Police do not believe that gun was used to kill Miller.
Police found a blue Corvette a parked few blocks away from the Taste, and they believe it was driven by Samuel Houston. But the murder weapon remains missing, said Lt. David James of the Cape Girardeau County Sheriff's Department and commander of the Bollinger and Cape Girardeau County Major Case Squad. James declined to reveal how Samuel Houston was located.
Buck opened the Taste as a no-alcohol after-hours club in October, two years after the Cape Girardeau City Council took its liquor license away because of complaints about violence inside and outside the club.
No officer assigned
Unlike the first several weekends since the club's opening, no officers had been assigned to watch the New Year's crowd there, said police Sgt. Rick Schmidt.

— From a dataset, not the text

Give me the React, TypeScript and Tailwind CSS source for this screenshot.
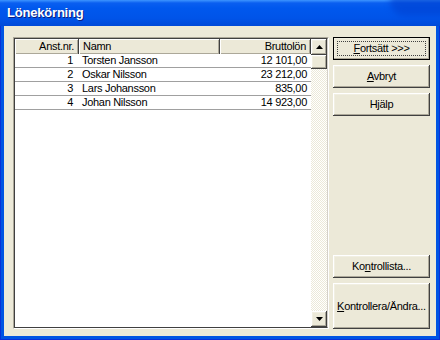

"We stopped that. I was doing that every weekend, and there were no problems. ... Other than a couple loud stereos and some parking issues, that was it," Schmidt said. "There were not the problems that you could see outside the building that would warrant keeping an officer on time-and-a-half rate down there."
Schmidt said Buck has worked hard to keep the club from regaining a reputation as a neighborhood nuisance. The Taste staff place "no parking" signs along the block to keep patrons from bothering neighbors with noise, and they pick up trash left in neighbors' yards, Schmidt said.
Buck said he intends to speak to the city council about the club Monday night.
"We are going to continue to go out of our way to keep the neighbors from being disturbed," he said. "But it's open, and we're going to stay open."